Experimental validation of the neutron transport within a AlF3 and MgF2 neutron moderators for medical applications

At present, the design of a clinical BNCT facility based on a 5 MeV, 30 mA radio frequency quadrupole proton accelerator is underway in Italy, in the frame of the ANTHEM project, and requires an accurate determination of the materials to be used in the Beam Shaping Assembly. The interaction of protons with a beryllium target produces a high flux of neutrons, which are then filtered, moderated and collimated to ensure the desired clinical beam. Here we propose an experimental characterization of Li-containing AlF3, AlF3 and MgF2 moderators at the VESUVIO spectrometer, in order to extensively characterize the neutron transport properties in the moderator and benchmark Monte Carlo simulations. In particular, we plan to use neutron transmission to obtain the total cross section of the moderating material over a wide neutron energy range, from meV to keV energies, together with neutron diffraction and elemental analyses investigation.

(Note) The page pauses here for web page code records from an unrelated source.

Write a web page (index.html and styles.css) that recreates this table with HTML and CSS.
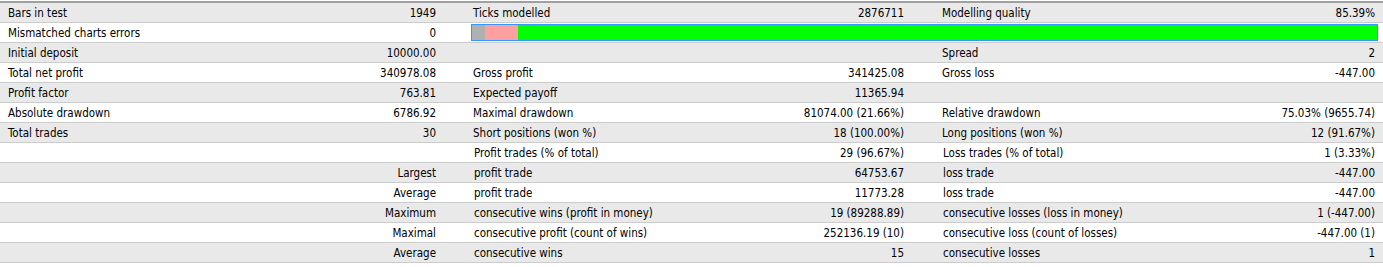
FILE: index.html
```html
<!DOCTYPE html>
<html>
<head>
<meta charset="utf-8">
<link rel="stylesheet" href="styles.css">
</head>
<body>
<div class="report">
  <div class="row alt">
    <div class="lbl">Bars in test</div><div class="val v1">1949</div>
    <div class="lbl">Ticks modelled</div><div class="val v2">2876711</div>
    <div class="lbl">Modelling quality</div><div class="val v3">85.39%</div>
  </div>
  <div class="row">
    <div class="lbl">Mismatched charts errors</div><div class="val v1">0</div>
    <div class="bar-cell">
      <div class="bar"><span class="seg seg-gray"></span><span class="seg seg-pink"></span><span class="seg seg-green"></span></div>
    </div>
  </div>
  <div class="row alt">
    <div class="lbl">Initial deposit</div><div class="val v1">10000.00</div>
    <div class="lbl"></div><div class="val v2"></div>
    <div class="lbl">Spread</div><div class="val v3">2</div>
  </div>
  <div class="row">
    <div class="lbl">Total net profit</div><div class="val v1">340978.08</div>
    <div class="lbl">Gross profit</div><div class="val v2">341425.08</div>
    <div class="lbl">Gross loss</div><div class="val v3">-447.00</div>
  </div>
  <div class="row alt">
    <div class="lbl">Profit factor</div><div class="val v1">763.81</div>
    <div class="lbl">Expected payoff</div><div class="val v2">11365.94</div>
    <div class="lbl"></div><div class="val v3"></div>
  </div>
  <div class="row">
    <div class="lbl">Absolute drawdown</div><div class="val v1">6786.92</div>
    <div class="lbl">Maximal drawdown</div><div class="val v2">81074.00 (21.66%)</div>
    <div class="lbl">Relative drawdown</div><div class="val v3">75.03% (9655.74)</div>
  </div>
  <div class="row alt">
    <div class="lbl">Total trades</div><div class="val v1">30</div>
    <div class="lbl">Short positions (won %)</div><div class="val v2">18 (100.00%)</div>
    <div class="lbl">Long positions (won %)</div><div class="val v3">12 (91.67%)</div>
  </div>
  <div class="row">
    <div class="wide"></div>
    <div class="lbl">Profit trades (% of total)</div><div class="val v2">29 (96.67%)</div>
    <div class="lbl">Loss trades (% of total)</div><div class="val v3">1 (3.33%)</div>
  </div>
  <div class="row alt">
    <div class="wide">Largest</div>
    <div class="lbl">profit trade</div><div class="val v2">64753.67</div>
    <div class="lbl">loss trade</div><div class="val v3">-447.00</div>
  </div>
  <div class="row">
    <div class="wide">Average</div>
    <div class="lbl">profit trade</div><div class="val v2">11773.28</div>
    <div class="lbl">loss trade</div><div class="val v3">-447.00</div>
  </div>
  <div class="row alt">
    <div class="wide">Maximum</div>
    <div class="lbl">consecutive wins (profit in money)</div><div class="val v2">19 (89288.89)</div>
    <div class="lbl">consecutive losses (loss in money)</div><div class="val v3">1 (-447.00)</div>
  </div>
  <div class="row">
    <div class="wide">Maximal</div>
    <div class="lbl">consecutive profit (count of wins)</div><div class="val v2">252136.19 (10)</div>
    <div class="lbl">consecutive loss (count of losses)</div><div class="val v3">-447.00 (1)</div>
  </div>
  <div class="row alt">
    <div class="wide">Average</div>
    <div class="lbl">consecutive wins</div><div class="val v2">15</div>
    <div class="lbl">consecutive losses</div><div class="val v3">1</div>
  </div>
</div>
</body>
</html>
```
FILE: styles.css
```css
html, body {
  margin: 0;
  padding: 0;
  background: #ffffff;
}

body {
  font-family: "DejaVu Sans Condensed", "Liberation Sans", sans-serif;
  font-size: 11.5px;
  color: #000000;
}

.report {
  padding-top: 1px;
}

.report::before {
  content: "";
  display: block;
  height: 2px;
  background: #a0a0a0;
}

.row {
  display: grid;
  grid-template-columns: 300px 166px 294px 175px 265px 183px;
  grid-template-rows: 19px;
  height: 19px;
  border-bottom: 1px solid #cccccc;
  background: #ffffff;
  white-space: nowrap;
  overflow: hidden;
}

.row.alt {
  background: #e9e9e9;
}

.lbl,
.val,
.wide {
  padding-top: 1px;
  line-height: 19px;
}

.lbl {
  padding-left: 8px;
  overflow: hidden;
}

.row > .lbl:nth-child(3),
.row > .lbl:nth-child(5) {
  padding-left: 7px;
}

.val {
  text-align: right;
}

.v1 {
  padding-right: 30px;
}

.v2 {
  padding-right: 31px;
}

.v3 {
  padding-right: 8px;
}

.wide {
  grid-column: 1 / span 2;
  text-align: right;
  padding-right: 30px;
}

.bar-cell {
  grid-column: 3 / span 4;
  padding: 1px 5px 1px 5px;
}

.bar {
  display: flex;
  box-sizing: border-box;
  height: 17px;
  border: 1px solid #3399ff;
}

.seg {
  display: block;
  height: 100%;
}

.seg-gray {
  width: 13px;
  background: #b0b0b0;
}

.seg-pink {
  width: 33px;
  background: #ffa0a0;
}

.seg-green {
  flex: 1;
  background: #00ff00;
}
```
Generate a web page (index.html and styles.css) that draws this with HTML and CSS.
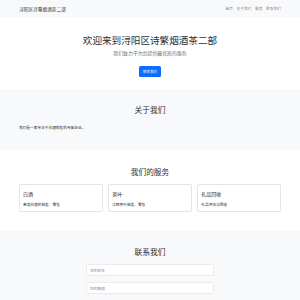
FILE: index.html
```html
<!DOCTYPE html>
<html lang="zh-CN">
<head>
    <meta charset="UTF-8">
    <meta name="viewport" content="width=device-width, initial-scale=1.0">
    <title>浔阳区诗繁烟酒茶二部</title>
    <link rel="stylesheet" href="styles.css">
</head>
<body>
    <nav class="navbar">
        <span class="brand">浔阳区诗繁烟酒茶二部</span>
        <div class="nav-links">
            <a href="#">首页</a>
            <a href="#about">关于我们</a>
            <a href="#services">服务</a>
            <a href="#contact">联系我们</a>
        </div>
    </nav>

    <header class="hero">
        <h1>欢迎来到浔阳区诗繁烟酒茶二部</h1>
        <p class="lead">我们致力于为您提供最优质的服务</p>
        <a href="#contact" class="btn">联系我们</a>
    </header>

    <section id="about" class="section gray">
        <h2>关于我们</h2>
        <p class="about-text">我们是一家专注于白酒销售的专营企业。</p>
    </section>

    <section id="services" class="section">
        <h2>我们的服务</h2>
        <div class="service-grid">
            <div class="service-card">
                <h3>白酒</h3>
                <p>各类白酒的批发、零售</p>
            </div>
            <div class="service-card">
                <h3>茶叶</h3>
                <p>江西茶叶批发、零售</p>
            </div>
            <div class="service-card">
                <h3>礼品回收</h3>
                <p>礼品评估与回收</p>
            </div>
        </div>
    </section>

    <section id="contact" class="section gray">
        <h2>联系我们</h2>
        <form class="contact-form">
            <input type="text" class="form-input" placeholder="您的姓名">
            <input type="email" class="form-input" placeholder="您的邮箱">
            <textarea class="form-input form-textarea" placeholder="您的留言"></textarea>
        </form>
    </section>
</body>
</html>
```

FILE: styles.css
```css
* {
    margin: 0;
    padding: 0;
    box-sizing: border-box;
}

body {
    font-family: "Noto Sans", "Noto Sans CJK SC", sans-serif;
    color: #212529;
    background: #fff;
}

.navbar {
    height: 17px;
    padding: 0 19px;
    display: flex;
    align-items: center;
    justify-content: space-between;
    background-color: #f8f9fa;
}

.brand {
    font-size: 4.7px;
    line-height: 6px;
    color: rgba(0, 0, 0, 0.85);
}

.nav-links {
    display: flex;
    gap: 3.5px;
}

.nav-links a {
    font-size: 3.75px;
    line-height: 5px;
    color: rgba(0, 0, 0, 0.55);
    text-decoration: none;
}

.hero {
    height: 72px;
    padding-top: 18px;
    text-align: center;
}

.hero h1 {
    font-size: 9.6px;
    line-height: 12px;
    font-weight: 400;
    color: #2b2f33;
}

.lead {
    margin-top: 3px;
    font-size: 4.9px;
    line-height: 6px;
    color: #6c757d;
}

.btn {
    display: inline-block;
    margin-top: 7px;
    width: 22px;
    height: 11px;
    line-height: 11px;
    font-size: 3.5px;
    color: #fff;
    background-color: #0d6efd;
    border-radius: 1.5px;
    text-decoration: none;
}

.section {
    padding: 16px 19px 19px;
}

.section h2 {
    text-align: center;
    font-size: 7.7px;
    line-height: 10px;
    font-weight: 400;
    color: #2b2f33;
}

.gray {
    background-color: #f8f9fa;
}

#about {
    height: 61px;
}

.about-text {
    margin-top: 9.5px;
    font-size: 3.7px;
    line-height: 5px;
}

#services {
    padding-top: 16.5px;
}

.service-grid {
    margin-top: 7.5px;
    display: grid;
    grid-template-columns: repeat(3, 1fr);
    gap: 5.5px;
}

.service-card {
    height: 28px;
    padding: 6px 3px 0;
    border: 1px solid rgba(0, 0, 0, 0.1);
    border-radius: 2px;
    background: #fff;
}

.service-card h3 {
    font-size: 5px;
    line-height: 6px;
    font-weight: 400;
}

.service-card p {
    margin-top: 4.5px;
    font-size: 3.7px;
    line-height: 5px;
}

.contact-form {
    width: 128px;
    margin: 7px auto 0;
    display: flex;
    flex-direction: column;
    gap: 6px;
}

.form-input {
    display: block;
    width: 100%;
    height: 12px;
    padding: 0 3px;
    font-family: inherit;
    font-size: 3.75px;
    border: 1px solid #e9ecef;
    border-radius: 2px;
    background: #fff;
    outline: none;
    resize: none;
}

.form-input::placeholder {
    color: #8a9096;
}

.form-textarea {
    height: 30px;
    padding-top: 3px;
}
```
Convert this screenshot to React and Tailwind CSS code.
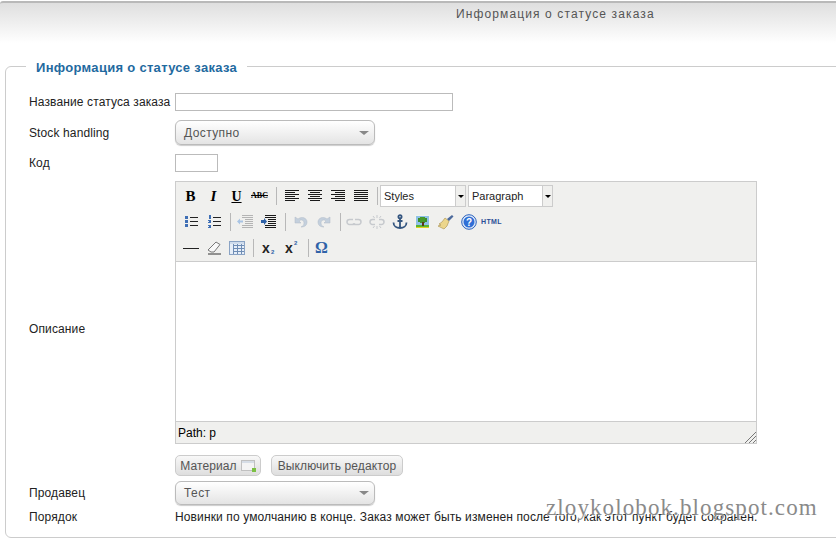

Finally, deep inelastic neutron scattering will provide a determination of the nuclear kinetic energy of fluorine, which represents a useful parameter in the approximation of thermal scattering laws at thermal-to-epithermal neutron energies in the free-gas model of neutron simulations. Experiments will be performed within the range of operating temperatures, between 373K and room temperature, as well as base temperature, to better assess the importance of zero-point energies.